Real bad Stephen King adaptation - why all the praise?
This is a rubbishy, cheesy B-movie that attempts to ride on the coat-tails of other 'twist' ending movies like THE MACHINIST and FIGHT CLUB, borrowing liberally from those two movies without ever taking itself seriously enough to be effective. As a result the film is goofy and predictable throughout, hindered by another 'kooky' turn from the increasingly stale Johnny Depp, and a script that spoon-feds the story to mindless viewers in an attempt to pull the rug out from under their feet. The problem is that the twist becomes startlingly obvious about ½ way through the film and the final scenes, while attempting to portray psychological disturbance, end up more like a silly rerun of the Michael Keaton flick MULTIPLICITY than the serious drama that they want to be.

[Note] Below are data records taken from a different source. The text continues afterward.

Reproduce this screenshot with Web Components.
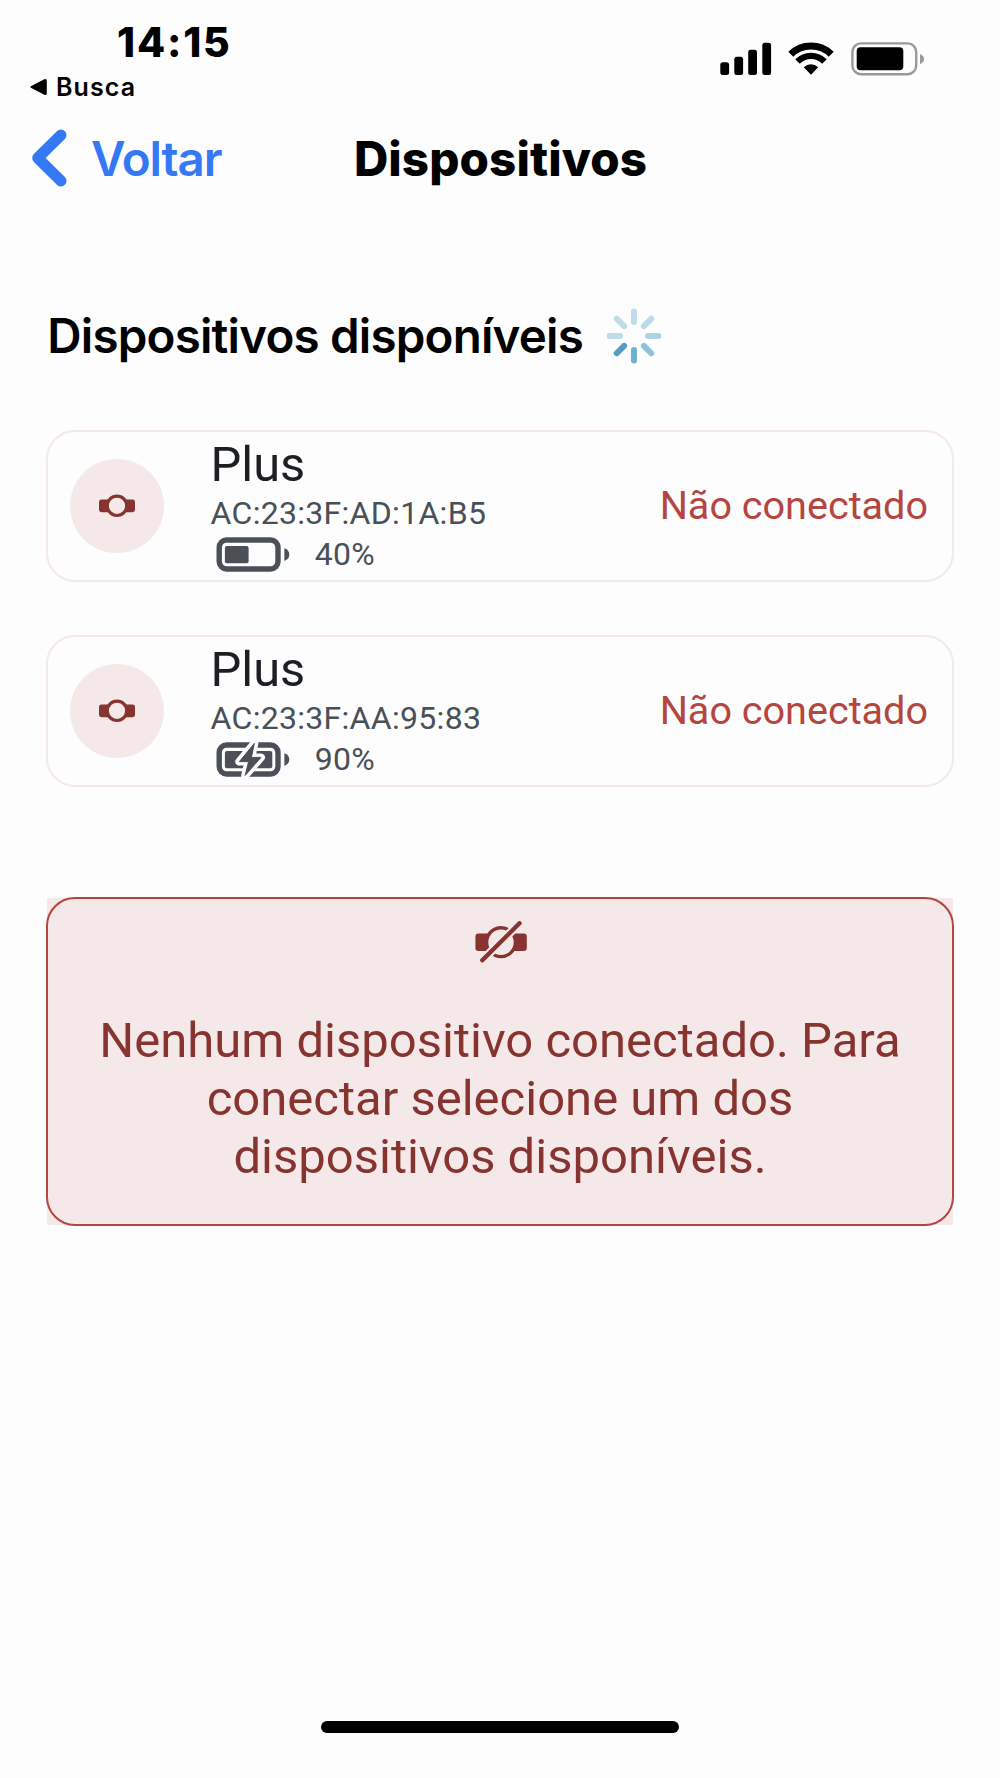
<!DOCTYPE html>
<html lang="pt-BR">
<head>
<meta charset="utf-8">
<title>Dispositivos</title>
<style>
body {
	margin: 0;
	height: 1778px;
	display: flex;
	flex-direction: column;
	background: #fdfdfd;
	color: #000;
	font-family: Inter, "Liberation Sans", sans-serif;
	--color-danger: #b5453f;
	--color-danger-dark: #873431;
	--color-danger-light: #f4e8e8;
	--color-link: #3478f6;
	--color-text: #1c1f24;
	--color-muted: #495057;
	--font-content: Roboto, "Liberation Sans", sans-serif;
}
main {
	flex: 1;
	padding: 91px 46px 0;
}
device-list {
	margin-top: 64px;
}
device-alert {
	margin: 111px 1px 0;
}
</style>
</head>
<body>
<status-bar time="14:15" app="Busca"></status-bar>
<nav-bar back="Voltar">Dispositivos</nav-bar>
<main>
	<section-title>Dispositivos disponíveis</section-title>
	<device-list>
		<device-card mac="AC:23:3F:AD:1A:B5" level="40" status="Não conectado">Plus</device-card>
		<device-card mac="AC:23:3F:AA:95:83" level="90" charging status="Não conectado">Plus</device-card>
	</device-list>
	<device-alert>Nenhum dispositivo conectado. Para conectar selecione um dos dispositivos disponíveis.</device-alert>
</main>
<home-indicator></home-indicator>

<script>
class BaseElement extends HTMLElement {
	constructor() {
		super().attachShadow({ mode: "open" });
	}

	connectedCallback() {
		this.shadowRoot.innerHTML = this.render();
	}
}

class StatusBarElement extends BaseElement {
	render() {
		return `
<style>
:host {
	display: flex;
	justify-content: space-between;
	height: 101px;
	box-sizing: border-box;
	padding: 20px 74px 0 30px;
}
.time {
	padding-left: 87px;
	font-size: 41px;
	font-weight: 800;
	line-height: 44px;
	letter-spacing: 1.8px;
}
.app {
	display: flex;
	align-items: center;
	gap: 9px;
	margin-top: 9px;
	font-size: 25px;
	font-weight: 600;
	line-height: 28px;
	letter-spacing: 1.1px;
}
.icons {
	margin-top: 22px;
}
</style>
<div>
	<div class="time">${this.getAttribute("time")}</div>
	<div class="app">
		<svg width="17" height="18" viewBox="0 0 17 18" aria-hidden="true"><path d="M1.3 7.9 L14.3 1.3 Q16.8 .4 16.8 3 V15 Q16.8 17.6 14.3 16.7 L1.3 10.1 Q-.6 9 1.3 7.9Z"/></svg>
		<span>${this.getAttribute("app")}</span>
	</div>
</div>
<svg class="icons" width="206" height="34" viewBox="0 0 206 34" aria-hidden="true">
	<rect x="0.3" y="20.3" width="8.8" height="12.7" rx="2.5"/>
	<rect x="14.3" y="14.7" width="8.8" height="18.3" rx="2.5"/>
	<rect x="28.2" y="7.8" width="8.8" height="25.2" rx="2.5"/>
	<rect x="42.3" y="0.8" width="8.8" height="32.2" rx="2.5"/>
	<g fill="none" stroke="#000">
		<path d="M70.8 12.3 A29 29 0 0 1 111.2 12.3" stroke-width="7"/>
		<path d="M77.5 19.5 A19 19 0 0 1 104.5 19.5" stroke-width="6.4"/>
	</g>
	<path d="M83.8 25.3 A10.3 10.3 0 0 1 98.2 25.3 L91 32.8Z"/>
	<rect x="132.4" y="1.4" width="63.8" height="30.8" rx="8.5" fill="none" stroke="#999" stroke-width="2.4"/>
	<rect x="136.7" y="5.3" width="46.6" height="23" rx="4"/>
	<path d="M200 12 Q204 13.5 204 17 Q204 20.5 200 22Z" fill="#999"/>
</svg>`;
	}
}

class NavBarElement extends BaseElement {
	render() {
		return `
<style>
:host {
	display: grid;
	grid-template-columns: 1fr auto 1fr;
	align-items: center;
	height: 114px;
	padding: 0 31px 0 32px;
	font-size: 47.5px;
	line-height: 60px;
}
.back {
	display: flex;
	align-items: center;
	gap: 24px;
	color: var(--color-link);
	font-weight: 560;
	letter-spacing: -1.1px;
}
.back span,
.title {
	padding-top: 1px;
}
.title {
	font-weight: 800;
	letter-spacing: 0.1px;
}
</style>
<div class="back">
	<svg width="35" height="58" viewBox="0 0 35 58" fill="none" stroke="currentColor" stroke-width="11" stroke-linecap="round" stroke-linejoin="round" aria-hidden="true"><path d="M29 6 L5.7 29 L29 52"/></svg>
	<span>${this.getAttribute("back")}</span>
</div>
<div class="title"><slot></slot></div>`;
	}
}

class LoadingSpinnerElement extends BaseElement {
	render() {
		// clockwise from the top, the darkest spoke is the current one
		const colors = ["#bfdcea", "#bcdaea", "#afd2e4", "#8fc1da", "#70b0d1", "#579bc5", "#bfdcea", "#bfdcea"];
		const spokes = colors.map((color, i) =>
			`<line x1="28" y1="3.6" x2="28" y2="14" stroke="${color}" transform="rotate(${i * 45} 28 28)"/>`
		);
		return `
<style>
:host {
	display: block;
	height: 56px;
}
</style>
<svg width="56" height="56" viewBox="0 0 56 56" stroke-width="6" stroke-linecap="round" aria-hidden="true">${spokes.join("")}</svg>`;
	}
}

class SectionTitleElement extends BaseElement {
	render() {
		return `
<style>
:host {
	display: flex;
	align-items: center;
	gap: 23px;
	height: 60px;
	padding-left: 1.3px;
	font-size: 47.5px;
	font-weight: 560;
	line-height: 60px;
	letter-spacing: -0.8px;
}
</style>
<span><slot></slot></span>
<loading-spinner></loading-spinner>`;
	}
}

class WatchIconElement extends BaseElement {
	render() {
		return this.hasAttribute("off") ? this.renderOff() : this.renderOn();
	}

	renderOn() {
		return `
<style>:host { display: flex; color: var(--color-danger-dark); }</style>
<svg width="36" height="24" viewBox="0 0 36 24" aria-hidden="true">
	<rect x="0" y="5.5" width="36" height="12.7" rx="2.4" fill="currentColor"/>
	<circle cx="18" cy="11.8" r="9.7" fill="var(--color-danger-light)" stroke="currentColor" stroke-width="3.2"/>
</svg>`;
	}

	renderOff() {
		return `
<style>:host { display: flex; color: var(--color-danger-dark); }</style>
<svg width="52" height="42" viewBox="0 0 52 42" stroke-linecap="round" aria-hidden="true">
	<rect x="0.4" y="12.6" width="51.4" height="17.4" rx="3" fill="currentColor"/>
	<circle cx="26" cy="21.2" r="14.4" fill="var(--color-danger-light)" stroke="currentColor" stroke-width="3.4"/>
	<path d="M7.3 39.3 L44.5 2.3" stroke="var(--color-danger-light)" stroke-width="8.6"/>
	<path d="M7.3 39.3 L44.5 2.3" stroke="currentColor" stroke-width="4.4"/>
</svg>`;
	}
}

class BatteryIconElement extends BaseElement {
	render() {
		// the fill moves in quarters
		const width = (Math.ceil(this.getAttribute("level") / 25) / 4) * 47.4;
		const bolt = "M38.3 1.4 L23.4 19.6 H32.6 L29.2 33.4 L45 15.4 H35.4Z";
		return `
<style>:host { display: flex; color: #4b5058; }</style>
<svg width="74" height="35" viewBox="0 0 74 35" aria-hidden="true">
	<rect x="3.2" y="3" width="58.8" height="29" rx="7.5" fill="none" stroke="currentColor" stroke-width="5.4"/>
	<rect x="8.9" y="9" width="${width}" height="17.2" rx="2" fill="currentColor"/>
	<path d="M68.4 11.2 Q73.3 13 73.3 17.5 Q73.3 22 68.4 24Z" fill="currentColor"/>
	${this.hasAttribute("charging") ? `<path d="${bolt}" fill="#fdfdfd" stroke="#fdfdfd" stroke-width="8" stroke-linejoin="round"/><path d="${bolt}" fill="currentColor" stroke="currentColor" stroke-linejoin="round"/>` : ""}
</svg>`;
	}
}

class DeviceListElement extends BaseElement {
	render() {
		return `
<style>
:host {
	display: flex;
	flex-direction: column;
	gap: 53.5px;
}
</style>
<slot></slot>`;
	}
}

class DeviceCardElement extends BaseElement {
	render() {
		const charging = this.hasAttribute("charging") ? "charging" : "";
		return `
<style>
:host {
	display: flex;
	align-items: center;
	height: 151.5px;
	box-sizing: border-box;
	padding: 0 24px 0 22px;
	border: 2px solid var(--color-danger-light);
	border-radius: 29px;
	font-family: var(--font-content);
}
.avatar {
	display: flex;
	align-items: center;
	justify-content: center;
	width: 94px;
	height: 94px;
	border-radius: 50%;
	background: var(--color-danger-light);
}
.info {
	flex: 1;
	margin-left: 46.5px;
	padding-top: 2px;
	color: var(--color-muted);
	font-size: 32px;
	letter-spacing: 0.3px;
}
.name {
	color: var(--color-text);
	font-size: 48.8px;
	line-height: 50px;
	letter-spacing: 0;
}
.mac {
	margin-top: 5px;
	line-height: 36px;
}
.battery {
	display: flex;
	align-items: center;
	gap: 25px;
	margin-top: 4px;
	padding-left: 5.3px;
	line-height: 39px;
}
.status {
	color: var(--color-danger);
	font-size: 39.6px;
	line-height: 48px;
}
</style>
<div class="avatar"><watch-icon></watch-icon></div>
<div class="info">
	<div class="name"><slot></slot></div>
	<div class="mac">${this.getAttribute("mac")}</div>
	<div class="battery">
		<battery-icon level="${this.getAttribute("level")}" ${charging}></battery-icon>
		<span>${this.getAttribute("level")}%</span>
	</div>
</div>
<div class="status">${this.getAttribute("status")}</div>`;
	}
}

class DeviceAlertElement extends BaseElement {
	render() {
		return `
<style>
:host {
	display: flow-root;
	height: 327px;
	background: var(--color-danger-light);
	color: var(--color-danger-dark);
	font-family: var(--font-content);
}
.frame {
	display: flex;
	flex-direction: column;
	align-items: center;
	gap: 49.6px;
	height: 329px;
	box-sizing: border-box;
	margin: -1px;
	padding: 22px 46px 0;
	border: 2px solid var(--color-danger);
	border-radius: 29px;
}
watch-icon {
	margin-left: 2px;
}
.text {
	font-size: 49px;
	line-height: 57.8px;
	text-align: center;
}
</style>
<div class="frame">
	<watch-icon off></watch-icon>
	<div class="text"><slot></slot></div>
</div>`;
	}
}

class HomeIndicatorElement extends BaseElement {
	render() {
		return `
<style>
:host {
	display: block;
	width: 358px;
	height: 12px;
	margin: 0 auto 45px;
	border-radius: 6px;
	background: #000;
}
</style>`;
	}
}

customElements.define("status-bar", StatusBarElement);
customElements.define("nav-bar", NavBarElement);
customElements.define("loading-spinner", LoadingSpinnerElement);
customElements.define("section-title", SectionTitleElement);
customElements.define("watch-icon", WatchIconElement);
customElements.define("battery-icon", BatteryIconElement);
customElements.define("device-list", DeviceListElement);
customElements.define("device-card", DeviceCardElement);
customElements.define("device-alert", DeviceAlertElement);
customElements.define("home-indicator", HomeIndicatorElement);
</script>
</body>
</html>
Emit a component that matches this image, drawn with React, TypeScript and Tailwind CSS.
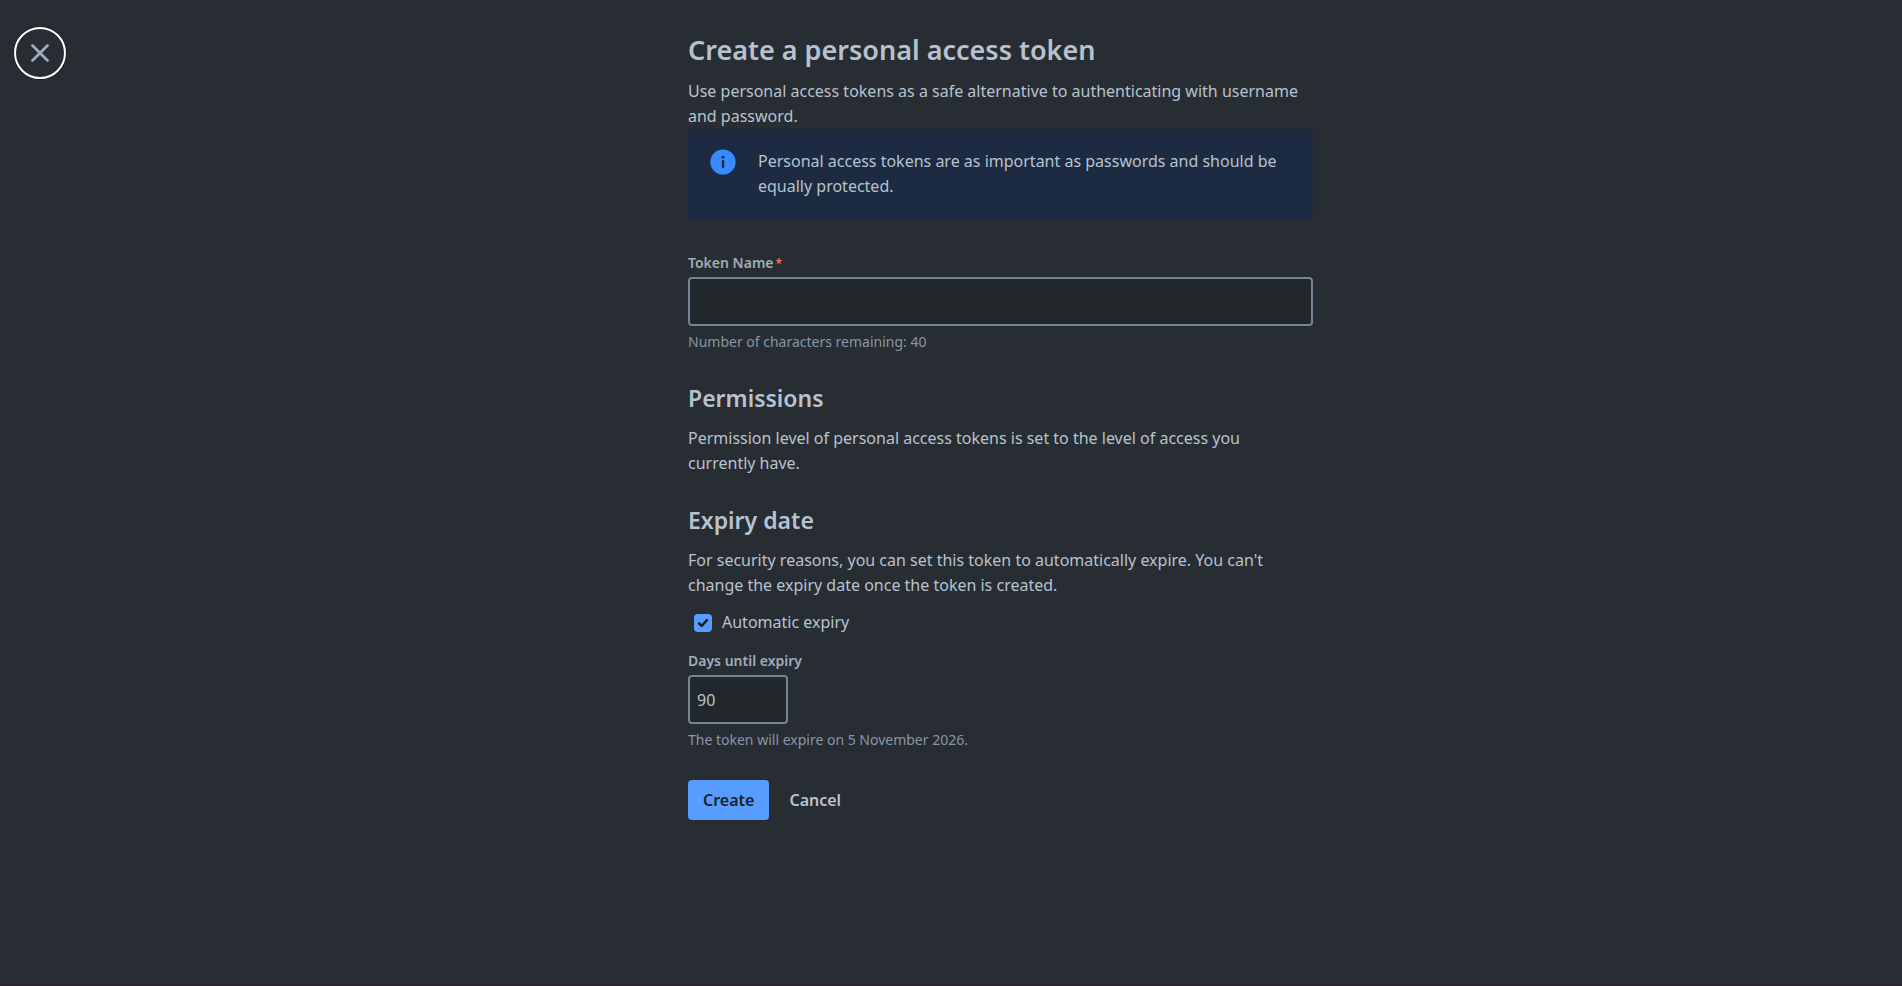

While Depp is boring, he's supported by a lot of decent actors. John Turturro makes for a suitably imposing bad guy and Charles S. Dutton, well he brings the screen to life as always. One of my favourite performances comes from Timothy Hutton, whose presence is a nod to another Stephen King adaptation, THE DARK HALF, in which he starred. The only bad thing is that he serves as a reminder that even this King novella is a rubbishy, half-developed version of an altogether better book and better film. Meanwhile, the less said about the disappointing Maria Bello, the better.
While this film does start off quite well – despite the predictably of yet ANOTHER King offering with a weirdo writer as the leading character – things fall apart so badly as the story progresses. David Koepp, reasonably efficient in the past, lets the cabin-in-the-woods setting get to his head and poorly experiments with camera angles in an attempt to recreate the success of THE EVIL DEAD. There's a ludicrous rip on THE SHINING at the film's climax and, while it deserves kudos for going through with a murder that I thought it never would, it's clear that this should have had a harder rating, with severed heads and arterial blood to add to the horror aspect. As it is, the horror is lukewarm and rehashed, and aside from one good car-over-the-cliff scene, it sucks.